Venom #22: Rick Remender’s Swan Song

The writer's moving up in the world, but he leaves Flash Thompson with his neverending father issues.

Andy Hunsakerby Andy Hunsaker

Venom #22

According to his afterword in Venom #22, Rick Remender came at this series the same way many of us did – not being a big fan of the whole symbiote thing, but really liking this new twist on it.

"I'll confess that when Stephen Wacker approached me about the project, before I had heard some of the ideas he and Dan Slott cooked up, I was a bit hesitant," Remender admits. "I was a big Spider-Man fan for many years leading up to the creation of Venom, and while those first few appearances were very exciting, I didn't love where he eventually grew, and I didn't feel I had any stories I wanted to tell with the character. But then Stephen went on to tell me that it would be Flash Thompson wearing the symbiote – Flash, who had lost his legs heroically in service of his country and who had suffered an abusive, alcoholic father and struggled with addiction himself – I began to imagine this man – an alcoholic, a hero, a bully, a victim of abuse and now a veteran bonded to an alien symbiote that feeds off of the very same emotions that fuel most alcoholics.

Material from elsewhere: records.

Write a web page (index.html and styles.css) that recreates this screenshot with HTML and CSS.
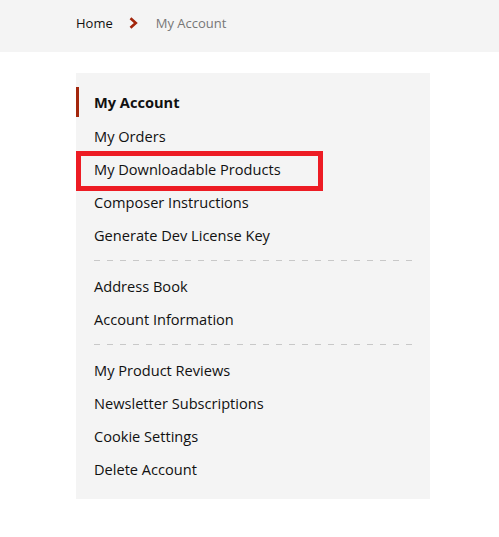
FILE: index.html
```html
<!DOCTYPE html>
<html lang="en">
<head>
<meta charset="utf-8">
<title>My Account</title>
<link rel="stylesheet" href="styles.css">
</head>
<body>
<nav class="breadcrumbs">
  <a class="crumb crumb-home" href="#">Home</a>
  <svg class="crumb-sep" width="9" height="12" viewBox="0 0 9 12" aria-hidden="true"><polyline points="1.5,1.2 6.8,6 1.5,10.8" fill="none" stroke="#a3260c" stroke-width="2.6" stroke-linejoin="miter"/></svg>
  <span class="crumb crumb-current">My Account</span>
</nav>
<main class="page">
  <aside class="sidebar">
    <ul class="nav-list">
      <li class="nav-item active"><span>My Account</span></li>
      <li class="nav-item"><a href="#">My Orders</a></li>
      <li class="nav-item highlighted"><a href="#">My Downloadable Products</a></li>
      <li class="nav-item"><a href="#">Composer Instructions</a></li>
      <li class="nav-item"><a href="#">Generate Dev License Key</a></li>
      <li class="nav-sep"></li>
      <li class="nav-item"><a href="#">Address Book</a></li>
      <li class="nav-item"><a href="#">Account Information</a></li>
      <li class="nav-sep"></li>
      <li class="nav-item"><a href="#">My Product Reviews</a></li>
      <li class="nav-item"><a href="#">Newsletter Subscriptions</a></li>
      <li class="nav-item"><a href="#">Cookie Settings</a></li>
      <li class="nav-item"><a href="#">Delete Account</a></li>
    </ul>
  </aside>
</main>
</body>
</html>
```
FILE: styles.css
```css
html, body {
  margin: 0;
  padding: 0;
  background: #ffffff;
}
body {
  font-family: "Open Sans", "Liberation Sans", sans-serif;
  color: #111111;
}
.breadcrumbs {
  height: 52px;
  background: #f4f4f4;
  display: flex;
  align-items: center;
  padding: 0 0 6px 76px;
  box-sizing: border-box;
  font-size: 13px;
}
.crumb {
  text-decoration: none;
}
.crumb-home {
  color: #111111;
  font-weight: 500;
}
.crumb-sep {
  margin: 0 18px 0 16px;
}
.crumb-current {
  color: #777777;
}
.page {
  padding: 21px 0 0 76px;
}
.sidebar {
  width: 354px;
  background: #f4f4f4;
  padding: 13px 0 13px 0;
}
.nav-list {
  list-style: none;
  margin: 0;
  padding: 0;
}
.nav-item {
  height: 33px;
  line-height: 33px;
  font-size: 14.6px;
  position: relative;
}
.nav-item a,
.nav-item span {
  display: block;
  padding-left: 18px;
  color: #111111;
  text-decoration: none;
}
.nav-item.active span {
  font-weight: 700;
  border-left: 3px solid #a3260c;
  padding-left: 15px;
  line-height: 30px;
  margin-top: 1px;
}
.nav-item.highlighted::after {
  content: "";
  position: absolute;
  left: 0;
  top: -2px;
  width: 247px;
  height: 40px;
  border: 5px solid #ed1c24;
  box-sizing: border-box;
  pointer-events: none;
}
.nav-sep {
  height: 1px;
  margin: 8px 18px 9px 18px;
  background: repeating-linear-gradient(to right, #c8c8c8 0, #c8c8c8 6px, transparent 6px, transparent 13px);
}
```
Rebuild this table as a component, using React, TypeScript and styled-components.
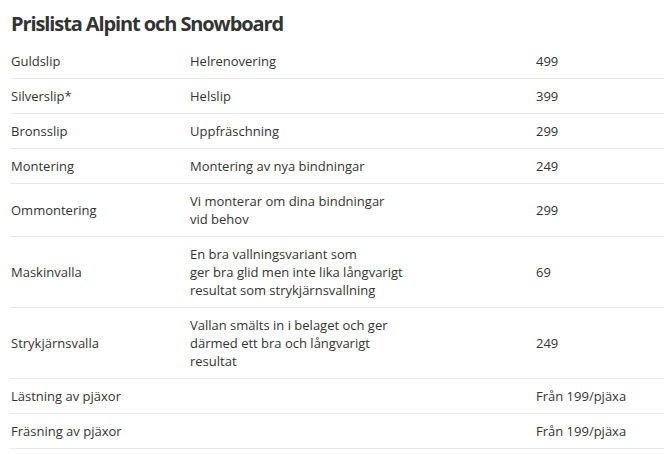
import React from "react";
import styled, { createGlobalStyle } from "styled-components";

const Global = createGlobalStyle`
  html, body { margin: 0; padding: 0; background: #fff; }
  body { font-family: "Open Sans", "Liberation Sans", sans-serif; color: #333; }
`;

const Page = styled.div`
  padding: 0 0 0 10px;
`;

const Title = styled.h1`
  margin: 10px 0 6px;
  padding-left: 1px;
  font-size: 20px;
  line-height: 28px;
  font-weight: 700;
  letter-spacing: -1.1px;
  color: #333;
`;

const Table = styled.table`
  width: 100%;
  border-collapse: collapse;
  font-size: 13px;
  line-height: 18px;
  color: #333;
`;

const Row = styled.tr`
  border-bottom: 1px solid #e8e8e8;
`;

const Cell = styled.td<{ $w?: number }>`
  padding: 8px 0 8px 1px;
  vertical-align: middle;
  text-align: left;
  ${(p) => (p.$w ? `width: ${p.$w}px;` : "")}
`;

type Item = { name: string; desc: string[]; price: string };

const items: Item[] = [
  { name: "Guldslip", desc: ["Helrenovering"], price: "499" },
  { name: "Silverslip*", desc: ["Helslip"], price: "399" },
  { name: "Bronsslip", desc: ["Uppfräschning"], price: "299" },
  { name: "Montering", desc: ["Montering av nya bindningar"], price: "249" },
  { name: "Ommontering", desc: ["Vi monterar om dina bindningar", "vid behov"], price: "299" },
  {
    name: "Maskinvalla",
    desc: ["En bra vallningsvariant som", "ger bra glid men inte lika långvarigt", "resultat som strykjärnsvallning"],
    price: "69",
  },
  {
    name: "Strykjärnsvalla",
    desc: ["Vallan smälts in i belaget och ger", "därmed ett bra och långvarigt", "resultat"],
    price: "249",
  },
  { name: "Lästning av pjäxor", desc: [""], price: "Från 199/pjäxa" },
  { name: "Fräsning av pjäxor", desc: [""], price: "Från 199/pjäxa" },
];

export default function App() {
  return (
    <Page>
      <Global />
      <Title>Prislista Alpint och Snowboard</Title>
      <Table>
        <tbody>
          {items.map((it) => (
            <Row key={it.name}>
              <Cell $w={178}>{it.name}</Cell>
              <Cell $w={345}>
                {it.desc.map((d, i) => (
                  <React.Fragment key={i}>
                    {i > 0 && <br />}
                    {d}
                  </React.Fragment>
                ))}
              </Cell>
              <Cell>{it.price}</Cell>
            </Row>
          ))}
        </tbody>
      </Table>
    </Page>
  );
}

I immediately saw a dozen stories in my head."

Venom #22 is one of those stories, and it's the last of those stories. Remender is leaving the book he made popular, moving on to Uncanny Avengers and Captain America (the latter of whom has featured significantly in Venom). If Secret Avengers survives Marvel NOW in some form, maybe he'll still write Flash there, but it's Cullen Bunn's story to tell starting next month. This month, however, it's Remender, telling us everything he wanted to tell us in his swan song, one thick with the struggle against misery and negativity that has characterized his take on Flash Thompson for lo these many issues.

It takes place on Father's Day, of course, as Eugene Thompson's father is the source of almost all his enduring psychological trauma. As he's tracking down his archenemy Jack O'Lantern, who has ruined his life, killed his brother-in-law, helped drive the woman he loves away forever and terrorized his family, he is still reflecting on the father he lost during the run of this series. We thought he made some kind of peace with it, thanks to Betty Brant's quick-thinking shorthand allowing her to save the content of the letter his dad wrote on his deathbed when Flash couldn't make it. But as we see here, it's that deep-rooted childhood scarring that remains embedded in the brainmeats forever. It doesn't go away. It's a daily struggle to overcome the tendency toward violence and anger, just like it is to overcome addiction. You have to make the choice to survive on a daily basis, and it's never an easy one.

That struggle isn't helped by the fact that a psychopath who wear a pumpkin on his head likes to carve out people's brains and put a light in their skull just as a message to him. Especially when he's done it to the late elder Thompson.

While elevating Flash with this series, Remender has also given us a new Jack O'Lantern who really makes that whole persona as creepy as it should be. His real face looks like a jack o'lantern, for pete's sake, and he's seemed to have Flash's number at every turn since the whole secret identity was discovered. Now, it's time for one last brutal showdown with Eugene Thompson's outer demons and his inner ones, and Declan Shalvey's moody art serves the dark story very well.

It's a hell of a way to leave a book, and a hell of a final statement on everything he intended with the character. It's the most hopeful gutpunch in recent memory.

Thanks for a great run, sir, and for perhaps the best chapter in the history of symbiote stories.